Etwa 40 Flüchtlinge harren aber immer noch in der Schule aus. Sie fordern Bleiberecht nach § 23 des Aufenthaltsgesetzes und glauben nicht an die Zusicherung von Bezirk und Senat, sie sechs Monate lang zu dulden und ihre Asylanträge hier in Berlin zu prüfen. Sie verweisen darauf, dass bereits zehn Flüchtlingen vom Oranienplatz die Abschiebung droht, obwohl ihnen das gleiche zugesichert wurde. Die andauernde Besetzung sei „der Preis der schlechten Erfahrungen, die sie in den Verhandlungen mit dem Senat und dem Bezirk gemacht haben“, heißt es in einer Mitteilung der Flüchtlinge vom Dach der Schule.

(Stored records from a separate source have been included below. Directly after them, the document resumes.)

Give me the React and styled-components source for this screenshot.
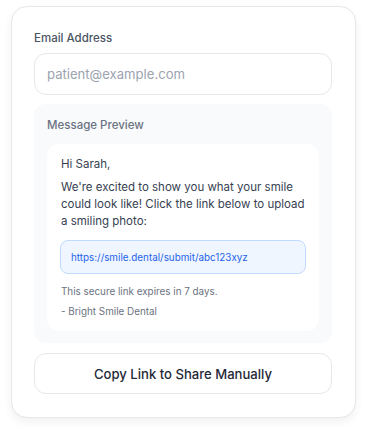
import styled, { createGlobalStyle } from 'styled-components'

const GlobalStyle = createGlobalStyle`
  html, body {
    margin: 0;
    padding: 0;
    background: #ffffff;
  }
  body {
    font-family: Inter, "Noto Sans", sans-serif;
    -webkit-font-smoothing: antialiased;
  }
`

const Page = styled.div`
  padding: 6px 11px 16px 11px;
`

const Card = styled.div`
  background: #ffffff;
  border: 1px solid #e5e7eb;
  border-radius: 16px;
  box-shadow: 0 4px 10px rgba(15, 23, 42, 0.06);
  padding: 23px 23px 23px 22px;
  display: flex;
  flex-direction: column;
`

const Label = styled.label`
  font-size: 11.5px;
  font-weight: 500;
  color: #4b5563;
  line-height: 16px;
  margin-bottom: 7px;
`

const Input = styled.input`
  box-sizing: border-box;
  width: 100%;
  height: 42px;
  border: 1px solid #e5e7eb;
  border-radius: 12px;
  padding: 0 12px;
  font-family: inherit;
  font-size: 13.1px;
  color: #111827;
  outline: none;
  &::placeholder {
    color: #9ca3af;
  }
`

const Preview = styled.div`
  margin-top: 9px;
  background: #f8fafc;
  border-radius: 12px;
  padding: 13px 13px 12px 13px;
`

const PreviewTitle = styled.div`
  font-size: 11.5px;
  font-weight: 500;
  color: #6b7280;
  line-height: 16px;
  margin-bottom: 11px;
`

const Message = styled.div`
  background: #ffffff;
  border-radius: 12px;
  padding: 12px 13px 13px 14px;
  color: #374151;
`

const Text = styled.p`
  margin: 0 0 ${p => p.$gap || 0}px 0;
  font-size: 11.5px;
  line-height: 17px;
`

const LinkBox = styled.div`
  background: #eff6ff;
  border: 1px solid #bfdbfe;
  border-radius: 8px;
  height: 34px;
  box-sizing: border-box;
  display: flex;
  align-items: center;
  padding: 0 10px;
  margin: 10px 0 10px -1px;
  font-size: 9.85px;
  color: #2563eb;
`

const Note = styled.p`
  margin: 0 0 ${p => p.$gap || 0}px 0;
  font-size: 9.85px;
  line-height: 14px;
  color: #6b7280;
`

const Button = styled.button`
  margin-top: 10px;
  height: 41px;
  box-sizing: border-box;
  border: 1px solid #e5e7eb;
  border-radius: 12px;
  background: #ffffff;
  font-family: inherit;
  font-size: 13.1px;
  font-weight: 500;
  color: #1f2937;
  cursor: pointer;
`

export default function App() {
  return (
    <>
      <GlobalStyle />
      <Page>
        <Card>
          <Label>Email Address</Label>
          <Input type="email" placeholder="patient@example.com" />
          <Preview>
            <PreviewTitle>Message Preview</PreviewTitle>
            <Message>
              <Text $gap={6}>Hi Sarah,</Text>
              <Text>
                We're excited to show you what your smile could look like! Click the link below to upload a smiling photo:
              </Text>
              <LinkBox>https://smile.dental/submit/abc123xyz</LinkBox>
              <Note $gap={6}>This secure link expires in 7 days.</Note>
              <Note>- Bright Smile Dental</Note>
            </Message>
          </Preview>
          <Button>Copy Link to Share Manually</Button>
        </Card>
      </Page>
    </>
  )
}
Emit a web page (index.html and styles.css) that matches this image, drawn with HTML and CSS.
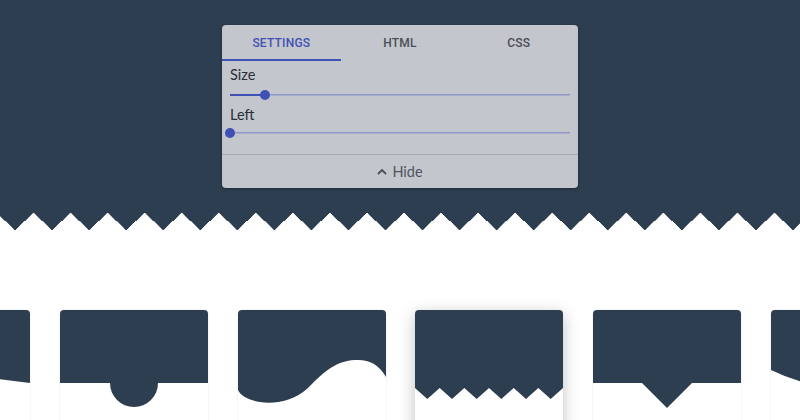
FILE: index.html
```html
<!DOCTYPE html>
<html>
<head>
<meta charset="utf-8">
<link rel="stylesheet" href="styles.css">
</head>
<body>
<header class="hero">
  <div class="panel">
    <nav class="tabs">
      <div class="tab active">SETTINGS</div>
      <div class="tab">HTML</div>
      <div class="tab">CSS</div>
    </nav>
    <div class="settings">
      <div class="label">Size</div>
      <div class="slider"><div class="fill" style="width:10.3%"></div><div class="thumb" style="left:10.3%"></div></div>
      <div class="label label2">Left</div>
      <div class="slider slider2"><div class="fill" style="width:0%"></div><div class="thumb" style="left:0%"></div></div>
    </div>
    <div class="hide">
      <svg class="chev" width="10" height="7" viewBox="0 0 10 7"><polyline points="1,6 5,2 9,6" fill="none" stroke="#4b4f56" stroke-width="1.8"/></svg>
      <span>Hide</span>
    </div>
  </div>
</header>
<div class="zigzag"></div>
<main class="cards">
  <div class="card">
    <svg width="148" height="110" viewBox="0 0 148 110"><polygon points="0,0 148,0 148,73 0,54" fill="#2d3e50"/></svg>
  </div>
  <div class="card">
    <svg width="148" height="110" viewBox="0 0 148 110"><rect x="0" y="0" width="148" height="73" fill="#2d3e50"/><circle cx="74" cy="73" r="24" fill="#2d3e50"/></svg>
  </div>
  <div class="card">
    <svg width="148" height="110" viewBox="0 0 148 110"><path d="M0 0 H148 V67 C141 54 130 49 117 50 C 95 51 82 66 70 78 C 55 92 35 94 22 92 C 10 90 3 86 0 80 Z" fill="#2d3e50"/></svg>
  </div>
  <div class="card raised">
    <svg width="148" height="110" viewBox="0 0 148 110"><polygon points="0,0 148,0 148,78 135.7,89 123.3,78 111,89 98.7,78 86.3,89 74,78 61.7,89 49.3,78 37,89 24.7,78 12.3,89 0,78" fill="#2d3e50"/></svg>
  </div>
  <div class="card">
    <svg width="148" height="110" viewBox="0 0 148 110"><polygon points="0,0 148,0 148,73 99,73 74,98 49,73 0,73" fill="#2d3e50"/></svg>
  </div>
  <div class="card">
    <svg width="148" height="110" viewBox="0 0 148 110"><path d="M0 0 H148 V60 Q74 96 0 60 Z" fill="#2d3e50"/></svg>
  </div>
</main>
</body>
</html>
```

FILE: styles.css
```css
* { box-sizing: border-box; }
html, body { margin: 0; padding: 0; background: #fff; overflow: hidden; }
body { width: 800px; height: 420px; font-family: Lato, "Noto Sans", sans-serif; }

.hero {
  background: #2d3e50;
  height: 213px;
  padding-top: 25px;
}

.panel {
  width: 356px;
  height: 163px;
  margin: 0 auto;
  background: #c3c6cc;
  border-radius: 4px;
  box-shadow: 0 1px 3px rgba(0,0,0,0.35);
  display: flex;
  flex-direction: column;
  overflow: hidden;
}

.tabs { display: flex; height: 36px; }
.tab {
  flex: 1;
  display: flex;
  align-items: center;
  justify-content: center;
  font-family: Roboto, "Liberation Sans", sans-serif;
  font-weight: 500;
  font-size: 12px;
  letter-spacing: 0.2px;
  color: #4a4e55;
  border-bottom: 2px solid transparent;
  padding-top: 2px;
}
.tab.active { color: #3f51b5; border-bottom-color: #3f51b5; }

.settings {
  padding: 5px 8px 0;
  flex: 1;
}
.label {
  font-size: 14.5px;
  line-height: 18px;
  color: #2a2f37;
}
.label2 { margin-top: 5px; }
.slider {
  display: flow-root;
  position: relative;
  height: 12px;
  margin-top: 5px;
  background: linear-gradient(#8f98c9, #8f98c9) 0 50% / 100% 1.5px no-repeat;
}
.slider2 { margin-top: 3px; }
.fill {
  height: 2px;
  margin-top: 5px;
  background: #3f51b5;
}
.thumb {
  position: absolute;
  top: 1px;
  width: 10px;
  height: 10px;
  margin-left: -5px;
  border-radius: 50%;
  background: #3f51b5;
}

.hide {
  height: 34px;
  border-top: 1px solid #a9adb3;
  display: flex;
  align-items: center;
  justify-content: center;
  gap: 5px;
  font-size: 14.5px;
  color: #50545b;
}
.chev { margin-top: -1px; }

.zigzag {
  height: 17px;
  background: conic-gradient(from -47.4deg at 50% 100%, #2d3e50 94.8deg, transparent 0) -3.5px 0 / 37.05px 100% repeat-x;
}

.cards {
  display: flex;
  gap: 29.75px;
  margin-top: 80px;
  margin-left: -118px;
  width: 1100px;
}
.card {
  flex: none;
  width: 148px;
  height: 150px;
  background: #fff;
  border-radius: 4px 4px 0 0;
  overflow: hidden;
  box-shadow: 0 0 1.5px rgba(0,0,0,0.18);
}
.card svg { display: block; }
.card.raised { box-shadow: 0 4px 16px rgba(0,0,0,0.25); }
```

Sylvester sagt, er könne nur nur für sich sprechen, sei aber „sehr zufrieden“ mit der Situation im neuen Heim. Optimistisch blicke er in die Zukunft, Gott werde sich schon kümmern. Er könne aber auch verstehen, dass die Menschen in der Schule Angst haben, wieder in Lager gesteckt und abgeschoben zu werden. Wie über seinen Asylantrag passieren wird, weiß Sylvester nicht.
Auf Gott wollen die Flüchtlinge in der Schule nicht vertrauen. Sie besetzen weiterhin das Dach der Schule, um eine echte Chance zu bekommen: das Recht zu bleiben und zu arbeiten, es selbst zu versuchen. „Nur Bett und Dusche reichen uns nicht“, sagt ein Untersützer im Namen der Flüchtlinge der taz. „Wir wollen echte Zugeständnisse.“ Sie seien hin und her gerissen zwischen der Angst vor einer gewaltsamen Räumung durch die Polizei und der Hoffnung, dass Bezirk und Senat ein echtes Angebot auf den Tisch packt.
Zur Stunde beraten die Flüchtlinge über das derzeitige Angebot, ein Gespräch auf neutralem Boden mit Bezirks- und Senatsvertretern zu führen. Am heutigen Freitag um 15 Uhr wollen die Flüchtlinge auf einer Pressekonferenz mitteilen, wie sie über das Angebot entschieden haben. Ob Pressevertreter daran teilnehmen dürfen, ist noch nicht klar.